In e-mail to constituents says he's saved taxpayers $1.3 million.

In an e-mail to constituents on Friday, Senator David Thomas (R-8) explained the pension system that was raised in a USA Today story published last fall. The story suggested that Thomas was one of many state representatives from across the country benefiting financially from a system that allows them to receive a pension while holding office.

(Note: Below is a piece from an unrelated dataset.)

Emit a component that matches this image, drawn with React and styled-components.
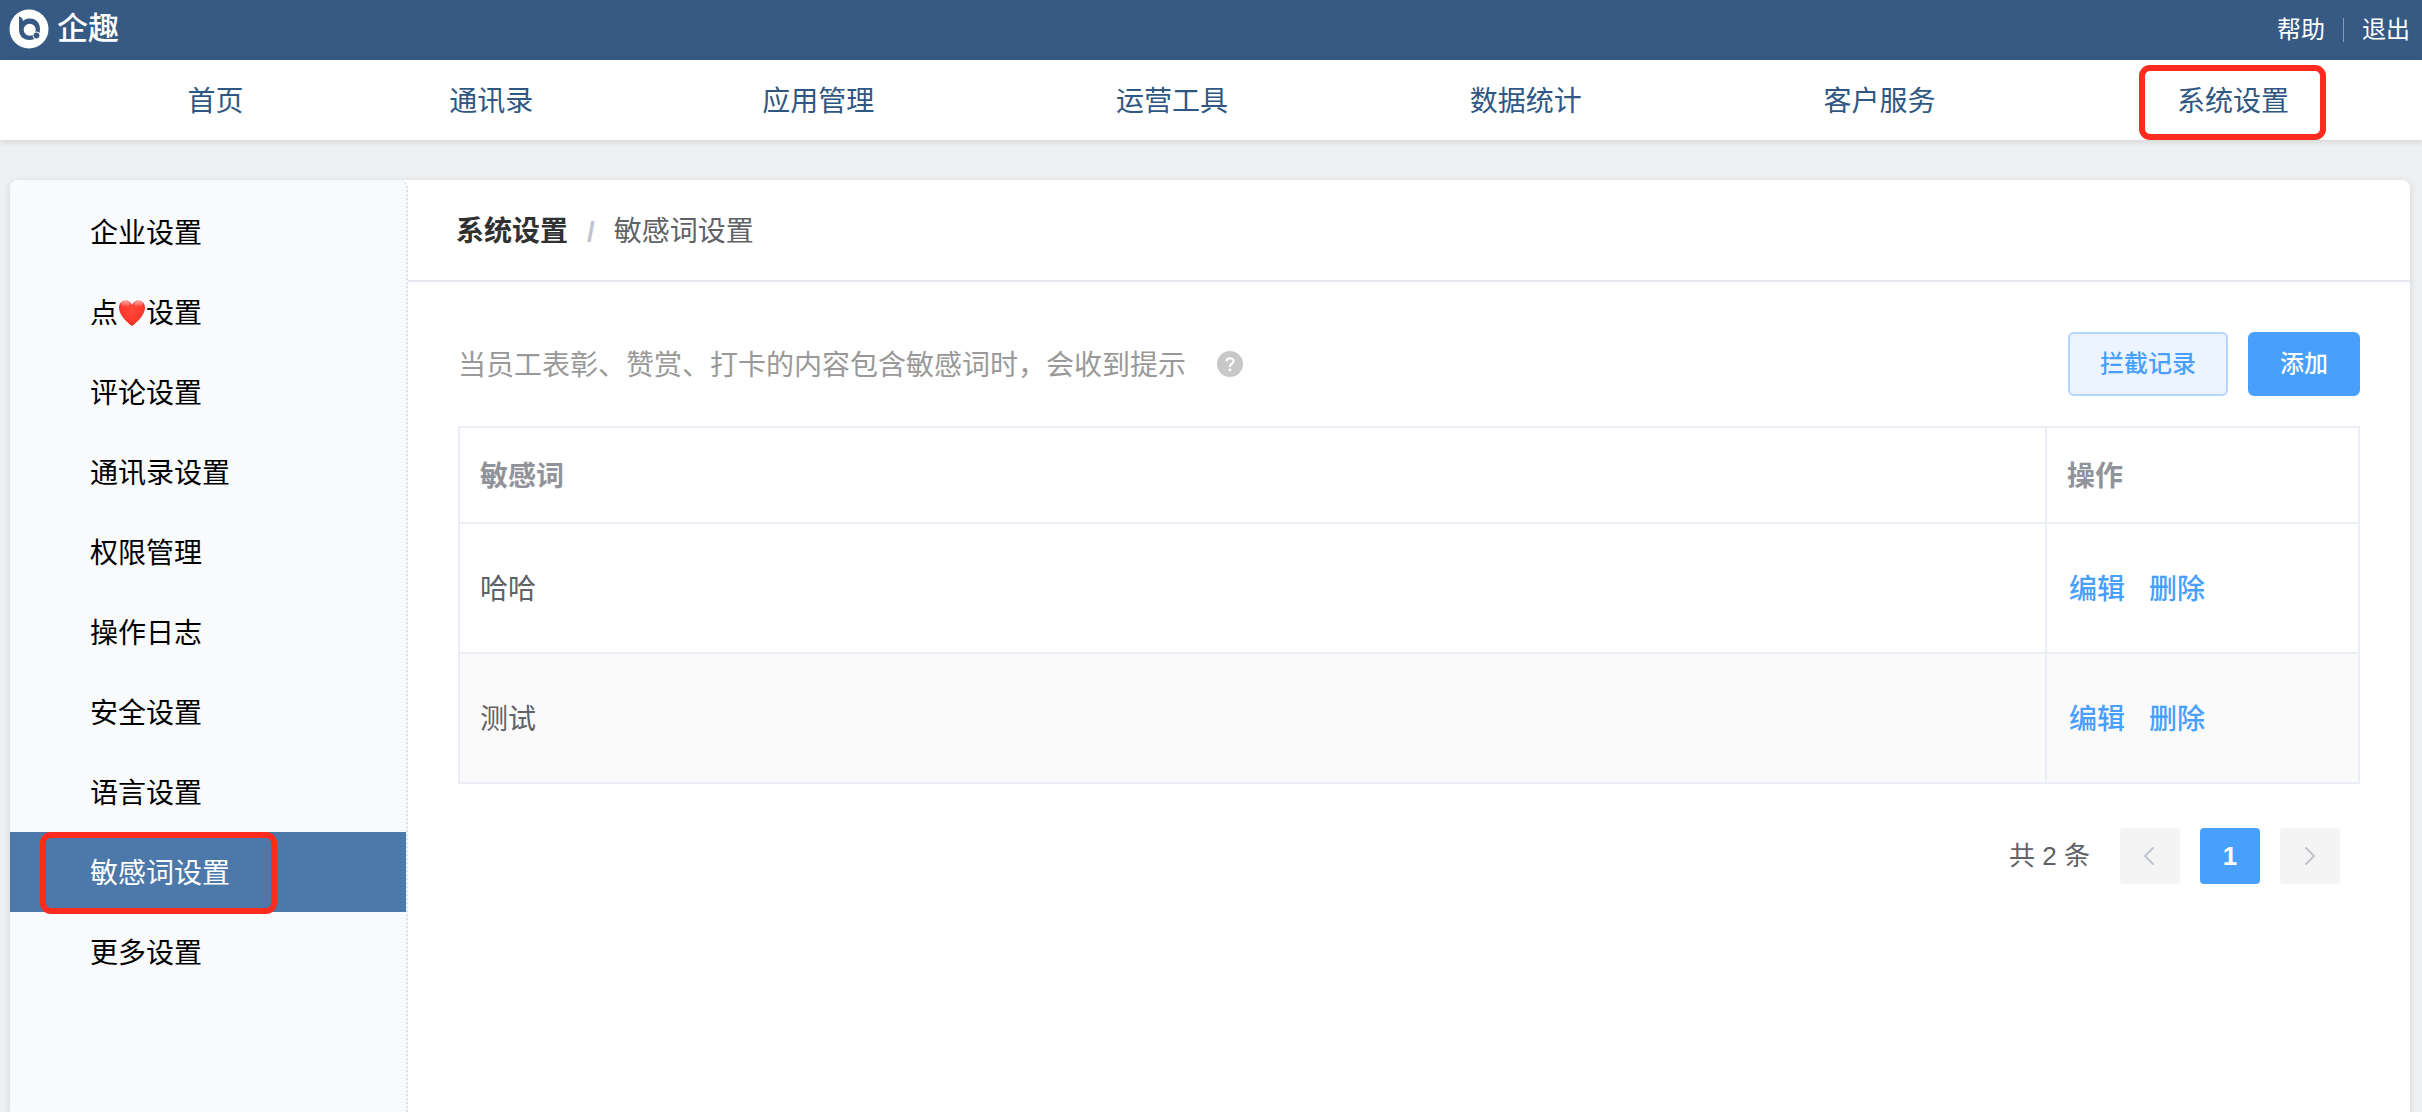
import React from 'react'
import styled, { createGlobalStyle, css } from 'styled-components';

const navItems = [
    { label: "首页", grow: 251 },
    { label: "通讯录", grow: 301 },
    { label: "应用管理", grow: 354 },
    { label: "运营工具", grow: 354 },
    { label: "数据统计", grow: 354 },
    { label: "客户服务", grow: 354 },
    { label: "系统设置", grow: 354, marked: true },
];

const menuItems = [
    { id: "company", label: "企业设置" },
    { id: "like", label: <>点<Heart />设置</> },
    { id: "comment", label: "评论设置" },
    { id: "contacts", label: "通讯录设置" },
    { id: "auth", label: "权限管理" },
    { id: "log", label: "操作日志" },
    { id: "safe", label: "安全设置" },
    { id: "lang", label: "语言设置" },
    { id: "words", label: "敏感词设置", active: true },
    { id: "more", label: "更多设置" },
];

const words = ["哈哈", "测试"];

function Logo() {
    return (
        <svg width="40" height="40" viewBox="0 0 40 40" aria-hidden="true">
            <circle cx="20" cy="20" r="19.5" fill="#fff" />
            <path d="M10 7.500 C12 8 13.500 9 14 12 C16 10 18.500 9.500 21 9.500 C27 9.500 31 14 31 20 C31 27 26.500 31 20.500 31 C14 31 10 27 10 20 Z" fill="#365a83" />
            <circle cx="20.700" cy="20.700" r="6" fill="#fff" />
            <circle cx="27.500" cy="26.500" r="3.500" fill="#365a83" stroke="#fff" strokeWidth="1" />
        </svg>
    )
}

function Heart() {
    return (
        <HeartIcon width="28" height="28" viewBox="0 0 28 28" role="img" aria-label="心">
            <defs>
                <radialGradient id="heart" cx="0.5" cy="0.4" r="0.65">
                    <stop offset="0" stopColor="#ff4a3c" />
                    <stop offset="0.7" stopColor="#f9352a" />
                    <stop offset="1" stopColor="#dc2a20" />
                </radialGradient>
                <linearGradient id="shine" x1="0" y1="0" x2="0" y2="1">
                    <stop offset="0" stopColor="#fff" stopOpacity="0.6" />
                    <stop offset="1" stopColor="#fff" stopOpacity="0" />
                </linearGradient>
            </defs>
            <path d="M14 27 C12.500 26 1 17.500 1 8.500 C1 4.500 4 1.500 7.500 1.500 C10.500 1.500 13 3.500 14 6 C15 3.500 17.500 1.500 20.500 1.500 C24 1.500 27 4.500 27 8.500 C27 17.500 15.500 26 14 27 Z" fill="url(#heart)" />
            <ellipse cx="7.500" cy="5" rx="4.500" ry="3" fill="url(#shine)" />
            <ellipse cx="20.500" cy="5" rx="4.500" ry="3" fill="url(#shine)" />
        </HeartIcon>
    )
}

function Arrow({ d }) {
    return (
        <svg width="24" height="24" viewBox="0 0 24 24" fill="none" stroke="#c0c4cc" strokeWidth="2" strokeLinecap="round" aria-hidden="true">
            <path d={d} />
        </svg>
    )
}

function App() {
    return (
        <Page>
            <GlobalStyle />
            <TopBar>
                <Brand href="#"><Logo />企趣</Brand>
                <TopLinks>
                    <TopLink href="#">帮助</TopLink>
                    <TopDivider />
                    <TopLink href="#">退出</TopLink>
                </TopLinks>
            </TopBar>

            <Nav>
                {navItems.map(item => (
                    <NavItem key={item.label} $grow={item.grow}>
                        <NavLink href="#" $marked={item.marked}>{item.label}</NavLink>
                    </NavItem>
                ))}
            </Nav>

            <Card>
                <Sidebar>
                    {menuItems.map(item => (
                        <MenuLink key={item.id} href="#" $active={item.active}>{item.label}</MenuLink>
                    ))}
                </Sidebar>

                <Main>
                    <Breadcrumb>
                        <CrumbLink href="#">系统设置</CrumbLink>
                        <Slash>/</Slash>
                        <span>敏感词设置</span>
                    </Breadcrumb>

                    <Content>
                        <Toolbar>
                            <Hint>当员工表彰、赞赏、打卡的内容包含敏感词时，会收到提示</Hint>
                            <HelpButton type="button" aria-label="帮助说明">
                                <svg width="26" height="26" viewBox="0 0 26 26" aria-hidden="true">
                                    <circle cx="13" cy="13" r="13" fill="#c8c8c8" />
                                    <path d="M9.500 10.500 C9.500 6 16.500 6 16.500 10.500 C16.500 12.500 13 12.500 13 16" fill="none" stroke="#fff" strokeWidth="2" />
                                    <circle cx="13" cy="19" r="1.400" fill="#fff" />
                                </svg>
                            </HelpButton>
                            <Buttons>
                                <Button type="button">拦截记录</Button>
                                <Button type="button" $primary>添加</Button>
                            </Buttons>
                        </Toolbar>

                        <Table>
                            <thead>
                                <tr>
                                    <Th>敏感词</Th>
                                    <Th $narrow>操作</Th>
                                </tr>
                            </thead>
                            <tbody>
                                {words.map(word => (
                                    <Row key={word}>
                                        <Td>{word}</Td>
                                        <Td>
                                            <Actions>
                                                <TextButton type="button">编辑</TextButton>
                                                <TextButton type="button">删除</TextButton>
                                            </Actions>
                                        </Td>
                                    </Row>
                                ))}
                            </tbody>
                        </Table>

                        <Pagination>
                            <Total>共 2 条</Total>
                            <PageButton type="button" aria-label="上一页" disabled><Arrow d="M15 4 L7 12 L15 20" /></PageButton>
                            <PageButton type="button" $current>1</PageButton>
                            <PageButton type="button" aria-label="下一页" disabled><Arrow d="M8 4 L16 12 L8 20" /></PageButton>
                        </Pagination>
                    </Content>
                </Main>
            </Card>
        </Page>
    )
}

const GlobalStyle = createGlobalStyle`
    * {
        box-sizing: border-box;
    }
    body {
        margin: 0;
        background: #eff0f2;
        font-family: "Liberation Sans", "Noto Sans CJK SC", sans-serif;
        font-size: 28px;
        line-height: 40px;
        color: #606266;
    }
    a {
        color: inherit;
        text-decoration: none;
    }
    button {
        font-family: inherit;
        line-height: inherit;
        cursor: pointer;
    }
`;

// red frame drawn over a highlighted link
const frame = css`
    position: relative;
    &::after {
        content: "";
        position: absolute;
        border: 6px solid #ff2b1e;
        border-radius: 11px;
        pointer-events: none;
    }
`;

const Page = styled.div`
    display: flex;
    flex-direction: column;
    min-height: 100vh;
`;

const TopBar = styled.header`
    display: flex;
    align-items: center;
    justify-content: space-between;
    height: 60px;
    padding: 0 12px 0 9px;
    background: #365a83;
    color: #fff;
`;

const Brand = styled.a`
    display: flex;
    align-items: center;
    gap: 8px;
    height: 58px;
    margin-bottom: 2px;
    font-size: 31px;
    font-weight: 500;
`;

const TopLinks = styled.div`
    display: flex;
    align-items: center;
    gap: 18px;
`;

const TopLink = styled.a`
    font-size: 24px;
`;

const TopDivider = styled.span`
    width: 1px;
    height: 24px;
    background: rgba(255, 255, 255, 0.4);
`;

const Nav = styled.nav`
    display: flex;
    height: 80px;
    padding: 4px 12px 0 90px;
    background: #fff;
    box-shadow: 0 2px 6px rgba(0, 0, 0, 0.12);
`;

const NavItem = styled.div`
    display: flex;
    flex: ${props => props.$grow} 1 0;
    align-items: center;
    justify-content: center;
`;

const NavLink = styled.a`
    color: #2f5782;
    ${props => props.$marked && css`
        ${frame}
        &::after {
            inset: -17px -37px -18px -38px;
        }
    `}
`;

const Card = styled.div`
    display: flex;
    flex: 1;
    margin: 40px 12px 0 10px;
    border-radius: 8px 8px 0 0;
    background: #fff;
    box-shadow: 0 2px 8px rgba(0, 0, 0, 0.12);
`;

const Sidebar = styled.nav`
    display: flex;
    flex: none;
    flex-direction: column;
    width: 398px;
    padding-top: 12px;
    border-right: 2px dotted #d8dfe6;
    border-radius: 8px 8px 0 0;
    background: #f9fafc;
`;

const MenuLink = styled.a`
    padding: 22px 0 18px 80px;
    color: ${props => props.$active ? "#fff" : "#000"};
    background: ${props => props.$active ? "#4d78aa" : "transparent"};
    ${props => props.$active && css`
        ${frame}
        &::after {
            inset: 0 119px -2px 30px;
            margin-right: 10px;
        }
    `}
`;

const HeartIcon = styled.svg`
    display: inline-block;
    vertical-align: -4px;
`;

const Main = styled.main`
    flex: 1;
    min-width: 0;
`;

const Breadcrumb = styled.div`
    display: flex;
    align-items: center;
    height: 102px;
    padding: 4px 48px 0;
    border-bottom: 2px solid #e4e7ed;
`;

const CrumbLink = styled.a`
    color: #303133;
    font-weight: 700;
`;

const Slash = styled.span`
    margin: 0 19px;
    color: #c0c4cc;
    font-weight: 700;
`;

const Content = styled.div`
    padding: 50px;
`;

const Toolbar = styled.div`
    display: flex;
    align-items: center;
`;

const Hint = styled.span`
    padding-top: 4px;
    color: #999;
`;

const HelpButton = styled.button`
    display: flex;
    margin-left: 31px;
    padding: 0;
    border: none;
    background: none;
`;

const Buttons = styled.div`
    display: flex;
    gap: 20px;
    margin-left: auto;
`;

const Button = styled.button`
    height: 64px;
    padding: 0 30px;
    border: 2px solid ${props => props.$primary ? "#489ffd" : "#b3d8ff"};
    border-radius: 6px;
    background: ${props => props.$primary ? "#489ffd" : "#ecf5ff"};
    color: ${props => props.$primary ? "#fff" : "#489ffd"};
    font-size: 24px;
    font-weight: 500;
`;

const Table = styled.table`
    width: 100%;
    margin-top: 30px;
    border: 2px solid #ebeef5;
    border-collapse: collapse;
    table-layout: fixed;
`;

const Th = styled.th`
    width: ${props => props.$narrow ? "313px" : "auto"};
    height: 96px;
    padding: 4px 20px 0;
    border: 2px solid #ebeef5;
    color: #909399;
    font-weight: 700;
    text-align: left;
`;

const Td = styled.td`
    height: 130px;
    padding: 4px 20px 0;
    border: 2px solid #ebeef5;
`;

const Row = styled.tr`
    &:nth-child(even) {
        background: #fafafa;
    }
`;

const Actions = styled.div`
    display: flex;
    gap: 20px;
`;

const TextButton = styled.button`
    padding: 0 2px;
    border: none;
    background: none;
    color: #489ffd;
    font-size: 28px;
    font-weight: 500;
`;

const Pagination = styled.div`
    display: flex;
    align-items: center;
    justify-content: flex-end;
    gap: 20px;
    margin-top: 44px;
    padding-right: 20px;
`;

const Total = styled.span`
    margin-right: 10px;
    font-size: 26px;
`;

const PageButton = styled.button`
    display: flex;
    align-items: center;
    justify-content: center;
    width: 60px;
    height: 56px;
    padding: 0;
    border: none;
    border-radius: 4px;
    background: ${props => props.$current ? "#489ffd" : "#f4f4f5"};
    color: #fff;
    font-size: 26px;
    font-weight: 700;
`;

export default App;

The story set off a firestorm of controversy and has led to four different candidates--Chad Groover, Jim Lee, Joe Swann and Ross Turner--stepping up to challenge Thomas for his seat.

Thomas' e-mail in full:

Over the past few months, I have received many questions regarding the State Retirement Systems and specifically the General Assembly Retirement System.  The question I receive the most often is why am I drawing a salary and retirement at the same time.  I am not.  Legislators cannot draw their salary and retirement at the same time.  By drawing my retirement in lieu of a salary, I have saved the taxpayer more than $70,000 over the last six years, because no taxpayer dollars fund retirement pensions after retirement.  Nineteen Senators have opted out of the General Assembly pay and draw their pay from the Retirement System. The total savings to the taxpayer over the last six years is approximately 1.3 million dollars.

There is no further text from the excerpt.